May 22, 2018 Sujeev Shakya

Lessons from Narayanghat | Sujeev Shakya

The cities that have received government attention and funding have fared worse than cities developed by entrepreneurs.

It is always great to get out of Kathmandu Valley. The Dabali is an open space initiative from Jiwan Kshetry and Indra Dhoj Kshetri with a well-stocked library opened just two months back in Chitwan. Over the weekend, it was wonderful to interact with minds that are not stuck in what has gone wrong but what can be done right as I discussed my book Arthat Arthatantra with the audience.

City of doers

Narayanghat evolved as a city built by entrepreneurs and opportunity seekers. Different writings suggest that the city came into being just six decades ago when Newa traders from Bandipur settled down here. This city used to be a gateway for goods traveling to west Nepal when Bandipur traders brought goods from border town of Thori in India. Once the capital of Tanahun was shifted from Bandipur to Damauli, the Newa traders started to take further interest in Narayanghat.

Chitwan is currently the most bustling area outside Kathmandu, with economic activities far ahead of the other former industrial cities of Birgunj or Biratnagar, tourist centre of Pokhara or the upcoming city of Butwal. While definitive indexes are not available on the ranking of cities and economies, our initial research shows that Narayanghat still leads the pack. Poultry industry is big in the Chitwan region, and so are other forms of agriculture. The development of Chitwan National Park as a tourist destination along with a well-functioning airport has contributed to connectivity. The two medical colleges along with the Cancer hospital have made Chitwan a medical tourism destination too. Many medical patients from different parts of the country come to this region.

Three big lessons to learn

“Government doles, political protection don’t create better cities or towns; people do.” Prabhakar Rana, Chairman Emeritus of Soaltee Hotel, used to cite the example of Narayanghat and the rest of Chitwan area’s development compared to Bara and Parsa that received so much more in government funds. Gurcharan Das in his book India Grows at Night gives the example of how Gurgaon, the satellite city next to Delhi grew at a phenomenal pace compared to the ones planned by the government such as Faridabad and Ghaziabad. Therefore, people who think that the cities that get much of federal budgets or government attention do well may be misguided. It is the cities that have the least government interference that do well, as entrepreneurs look for least interference from the government or politicians.

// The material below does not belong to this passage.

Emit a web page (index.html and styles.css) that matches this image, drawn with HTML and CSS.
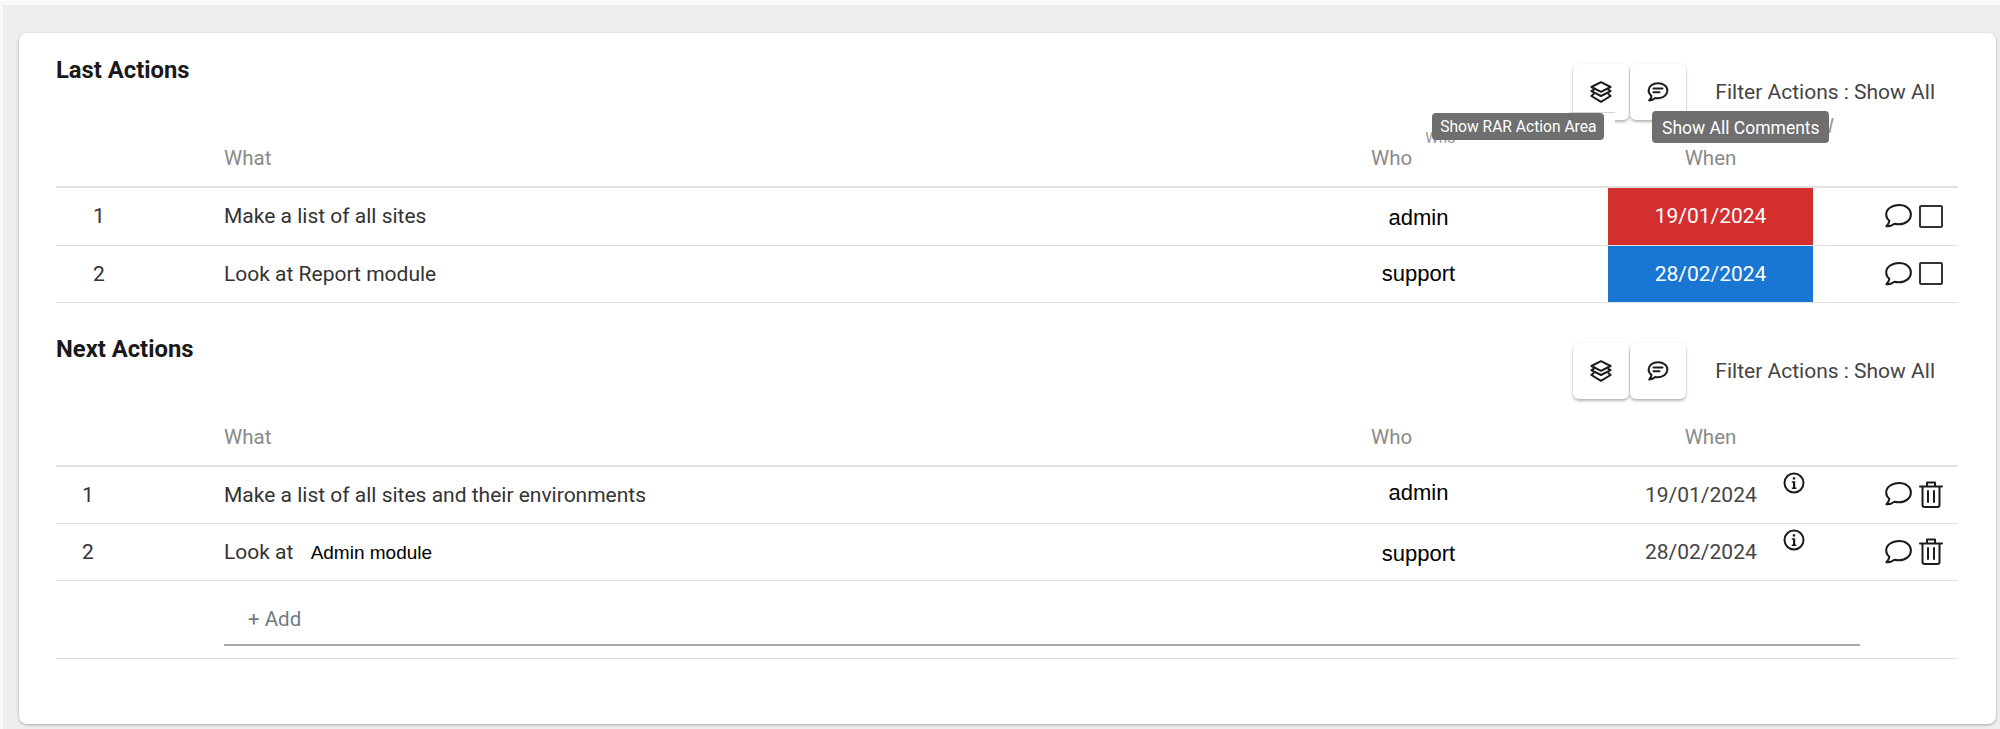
FILE: index.html
```html
<!DOCTYPE html>
<html lang="en">
<head>
  <meta charset="UTF-8">
  <title>Actions</title>
  <link rel="stylesheet" href="styles.css">
</head>
<body>
  <svg class="sprites" width="0" height="0" aria-hidden="true">
    <symbol id="i-layers" viewBox="0 0 22 22">
      <path d="M11 1.2 20.6 6 11 10.8 1.4 6Z"/>
      <path d="M3.6 8.8 1.4 10.2 11 15 20.600 10.2 18.4 8.8"/>
      <path d="M3.6 13 1.4 15 11 20.800 20.600 15 18.4 13"/>
    </symbol>
    <symbol id="i-comment" viewBox="0 0 22 20">
      <path d="M11 1.2C5.800 1.200 1.600 4.400 1.600 8.600c0 2.200 1.100 4 2.900 5.400-.2 1.500-1 3-2.300 4.400 2.400-.1 4.500-1 6-2.400.9.2 1.800.3 2.800.3 5.200 0 9.400-3.400 9.400-7.700S16.200 1.200 11 1.200Z"/>
      <path d="M6.500 6.500h9M6.500 10.200h6"/>
    </symbol>
    <symbol id="i-bubble" viewBox="0 0 28 24">
      <path d="M15 1.100C7.800 1.100 2.200 5.200 2.200 10.400c0 2.500 1.200 4.700 3.200 6.300-.2 1.900-1.200 3.600-3 5.500 3.100.2 6-.9 8.100-2.500 1.400.3 2.900.5 4.500.5 7 0 11.900-4.300 11.900-9.800S22 1.100 15 1.100Z"/>
    </symbol>
    <symbol id="i-trash" viewBox="0 0 24 27">
      <path d="M1 5.500h22M8 5.500V1.500h8v4M3.500 5.500V24a2 2 0 0 0 2 2h13a2 2 0 0 0 2-2V5.500"/>
      <path d="M9 10v11M15 10v11"/>
    </symbol>
    <symbol id="i-info" viewBox="0 0 22 22">
      <circle cx="11" cy="11" r="9.500"/>
      <path class="solid" d="M9.800 5.200h2.400v2.400H9.800ZM8.800 9.200h3.400v6.200h1.200v1.600H8.800v-1.600H10v-4.600H8.800Z"/>
    </symbol>
  </svg>

  <div class="panel">
    <div class="card">

      <section class="section">
        <div class="section-head">
          <h2>Last Actions</h2>
          <div class="toolbar">
            <span class="ghost ghost-who">Who</span>
            <span class="ghost ghost-when">W</span>
            <button class="tool"><svg class="ic-layers"><use href="#i-layers"/></svg></button>
            <button class="tool"><svg class="ic-comment"><use href="#i-comment"/></svg></button>
            <span class="filter">Filter Actions : Show All</span>
            <span class="shadow-patch"></span>
            <span class="tip tip-rar">Show RAR Action Area</span>
            <span class="tip tip-comments">Show All Comments</span>
          </div>
        </div>
        <table>
          <colgroup>
            <col class="c-num"><col class="c-gap"><col class="c-what"><col class="c-who"><col class="c-when"><col class="c-act">
          </colgroup>
          <thead>
            <tr><th></th><th></th><th>What</th><th>Who</th><th class="center">When</th><th></th></tr>
          </thead>
          <tbody>
            <tr class="row-a">
              <td class="num">1</td><td></td><td>Make a list of all sites</td>
              <td class="who low">admin</td>
              <td class="date overdue">19/01/2024</td>
              <td class="act"><svg class="ic-bubble"><use href="#i-bubble"/></svg><span class="check"></span></td>
            </tr>
            <tr class="row-b">
              <td class="num">2</td><td></td><td>Look at Report module</td>
              <td class="who">support</td>
              <td class="date upcoming">28/02/2024</td>
              <td class="act"><svg class="ic-bubble"><use href="#i-bubble"/></svg><span class="check"></span></td>
            </tr>
          </tbody>
        </table>
      </section>

      <section class="section next">
        <div class="section-head">
          <h2>Next Actions</h2>
          <div class="toolbar">
            <button class="tool"><svg class="ic-layers"><use href="#i-layers"/></svg></button>
            <button class="tool"><svg class="ic-comment"><use href="#i-comment"/></svg></button>
            <span class="filter">Filter Actions : Show All</span>
          </div>
        </div>
        <table>
          <colgroup>
            <col class="c-num"><col class="c-gap"><col class="c-what"><col class="c-who"><col class="c-when"><col class="c-act">
          </colgroup>
          <thead>
            <tr><th></th><th></th><th>What</th><th>Who</th><th class="center">When</th><th></th></tr>
          </thead>
          <tbody>
            <tr class="row-a">
              <td class="num-left">1</td><td></td><td>Make a list of all sites and their environments</td>
              <td class="who high">admin</td>
              <td><div class="date-info"><span>19/01/2024</span><svg class="ic-info"><use href="#i-info"/></svg></div></td>
              <td class="act"><svg class="ic-bubble"><use href="#i-bubble"/></svg><svg class="ic-trash"><use href="#i-trash"/></svg></td>
            </tr>
            <tr class="row-b">
              <td class="num-left">2</td><td></td><td>Look at <span class="edited">Admin module</span></td>
              <td class="who low">support</td>
              <td><div class="date-info"><span>28/02/2024</span><svg class="ic-info"><use href="#i-info"/></svg></div></td>
              <td class="act"><svg class="ic-bubble"><use href="#i-bubble"/></svg><svg class="ic-trash"><use href="#i-trash"/></svg></td>
            </tr>
            <tr class="row-add">
              <td></td><td></td>
              <td colspan="4"><div class="add">+ Add</div></td>
            </tr>
          </tbody>
        </table>
      </section>

    </div>
  </div>
</body>
</html>
```

FILE: styles.css
```css
html, body {
  margin: 0;
  height: 729px;
  overflow: hidden;
  background-color: #fafafa;
}
body {
  font-family: Roboto, Arial, sans-serif;
  color: #333;
}
.sprites { position: absolute; }
svg {
  fill: none;
  stroke: #1c1c1c;
  stroke-width: 2;
  stroke-linejoin: round;
  stroke-linecap: round;
}
.solid { fill: #1c1c1c; stroke: none; }

.panel {
  margin: 5px 0 0 3px;
  padding: 28px 4px 5px 16px;
  height: 691px;
  background-color: #eee;
}
.card {
  height: 691px;
  box-sizing: border-box;
  padding: 23px 38px 0 37px;
  background-color: #fff;
  border-radius: 8px;
  box-shadow: 0 1px 3px rgba(0,0,0,.3);
}
.next { margin-top: 32px; }

.section-head {
  display: flex;
  justify-content: space-between;
  align-items: flex-start;
  height: 64px;
}
h2 {
  margin: 0;
  font-size: 23.800px;
  line-height: 28px;
  font-weight: 700;
  color: #1a1a1a;
}
.toolbar {
  position: relative;
  display: flex;
  align-items: center;
  margin-top: 8px;
  height: 56px;
}
.tool {
  display: flex;
  align-items: center;
  justify-content: center;
  width: 56px;
  height: 56px;
  margin-right: 1px;
  padding: 0;
  border: 0;
  border-radius: 6px;
  background-color: #fff;
  box-shadow: 0 2px 3px rgba(0,0,0,.28), 0 0 2px rgba(0,0,0,.08);
}
.ic-layers { width: 22px; height: 22px; }
.ic-comment { width: 22px; height: 20px; }
.filter {
  margin-left: 28px;
  margin-right: 23px;
  font-size: 21px;
  color: #444;
}

/* tooltips hang off the first toolbar */
.tip {
  position: absolute;
  box-sizing: border-box;
  display: flex;
  align-items: center;
  justify-content: center;
  padding-top: 1px;
  color: #fff;
  background-color: #6f6f6f;
  border-radius: 4px;
  white-space: nowrap;
}
.tip-rar {
  left: -141px;
  top: 49px;
  width: 172px;
  height: 27px;
  font-size: 15.600px;
}
.tip-comments {
  left: 79px;
  top: 47px;
  width: 177px;
  height: 32px;
  font-size: 17.500px;
}
.shadow-patch {
  position: absolute;
  left: -4px;
  top: 48px;
  width: 46px;
  height: 14px;
  background-color: #fff;
  border-top: 1px solid #d5d5d5;
}
.ghost {
  position: absolute;
  font-size: 15px;
  color: #999;
}
.ghost-who { left: -148px; top: 65px; }
.ghost-when { left: 243px; top: 50px; font-size: 20px; }

table {
  width: 100%;
  table-layout: fixed;
  border-collapse: collapse;
}
.c-num { width: 86px; }
.c-gap { width: 70px; }
.c-what { width: 1143px; }
.c-who { width: 253px; }
.c-when { width: 205px; }
.c-act { width: 145px; }

th, td { box-sizing: border-box; }
th {
  height: 67px;
  padding: 0 0 16px 12px;
  vertical-align: bottom;
  text-align: left;
  font-size: 20.500px;
  line-height: 24px;
  font-weight: 400;
  color: #8a8a8a;
  border-bottom: 2px solid #e0e0e0;
}
th:nth-child(4) { padding-left: 16px; }
th.center { padding-left: 0; text-align: center; }
td {
  padding: 0 0 0 12px;
  font-size: 21px;
  border-bottom: 1px solid #e0e0e0;
}
.row-a td { height: 58px; }
.row-b td { height: 57px; }
.num { padding-left: 0; text-align: center; }
.num-left { padding-left: 26px; }
.who {
  padding: 0 126px 0 0;
  text-align: center;
  font-family: "Liberation Sans", Arial, sans-serif;
  font-size: 22px;
  color: #000;
}
.who.low { padding-top: 4px; }
.who.high { padding-bottom: 3px; }
.edited {
  margin-left: 12px;
  font-family: "Liberation Sans", Arial, sans-serif;
  font-size: 19px;
  color: #000;
}
.date {
  padding: 0;
  text-align: center;
  color: #fff;
}
.overdue { background-color: #d32f2f; }
.upcoming { background-color: #1976d2; }
.date-info {
  display: flex;
  align-items: center;
  margin-left: 25px;
  gap: 26px;
  color: #444;
}
.ic-info {
  width: 22px;
  height: 22px;
  margin-bottom: 24px;
}
.act { padding: 0 0 1px 71px; }
.act svg, .check {
  display: inline-block;
  vertical-align: middle;
}
.ic-bubble { width: 28px; height: 24px; }
.ic-trash { width: 24px; height: 27px; margin-left: 7px; }
.check {
  box-sizing: border-box;
  width: 24px;
  height: 23px;
  margin-left: 7px;
  border: 2.500px solid #333;
  border-radius: 2px;
}
.row-add td { height: 78px; vertical-align: top; }
.row-add td:nth-child(3) { padding: 0 98px 0 12px; }
.add {
  box-sizing: border-box;
  height: 65px;
  padding: 26px 0 0 24px;
  font-size: 20.500px;
  line-height: 24px;
  color: #6f7b85;
  border-bottom: 2px solid #aaa;
}
```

Hetauda is one such example where the government had diverted a lot of its attention. Regrettably, Hetauda now remains nothing more than a transit point. Another example is how Mahendranagar with an airport built for hunting by the royals has been relegated to a transit point—compared to Dhangadi, which is again built by private parties.

Perception of safety is key for businesses

Despite being a hotbed of politics, Chitwan has seen the least disruptions—and businesses there feel secure. Multinational companies have set up factories and tourism has grown. Even during the worst days of insurgency, this area did not face shutdown or similar problems like other cities did. The relocating of businesses from Birgunj to Butwal and from Janakpur to Bardibas shows how businesses are not interested in the discourse of ethnicity or politics. Business houses and entrepreneurs want to do businesses and will shift to areas they perceive as safe and secure. Politicians and business organisations need to understand that bad news breeds negative perception which ultimately is detrimental for business.

Leave entrepreneurs to build business eco-system

Many a times we feel that the government is the one to build up the ecosystem for businesses, but in reality it is the entrepreneurs who build it. Governments tend to build eco-systems that do not create a level playing field. These unequal eco-systems foster rent seekers who, contrary to belief, never transform into entrepreneurs. Far west Nepal itself is facing challenges in its development. Developmental organisations and NGOs are abundant in the far west, and this only fosters rent-seeking behaviour. On the other hand, in Chitwan, we see far less of the rent-seeking organisations that try to throttle entrepreneurship, as this behaviour contradicts the mind-set in Chitwan.

With the debate on what needs to be done in Nepal relating to federalism, perhaps a case study on development of cities like Narayanghat and Butwal will be good to learn exactly what makes such cities centres of business. If there are good businesses run by entrepreneurs then there are more jobs created. Local job creation means there are more young people wanting to get education and training that fosters the business of education.

Like in the hospitality industry, where location is the keyword, it is important to understand the key issue of location and connectivity when developing cities. Hopefully, lessons from Narayanghat will help to build better cities and towns in Nepal.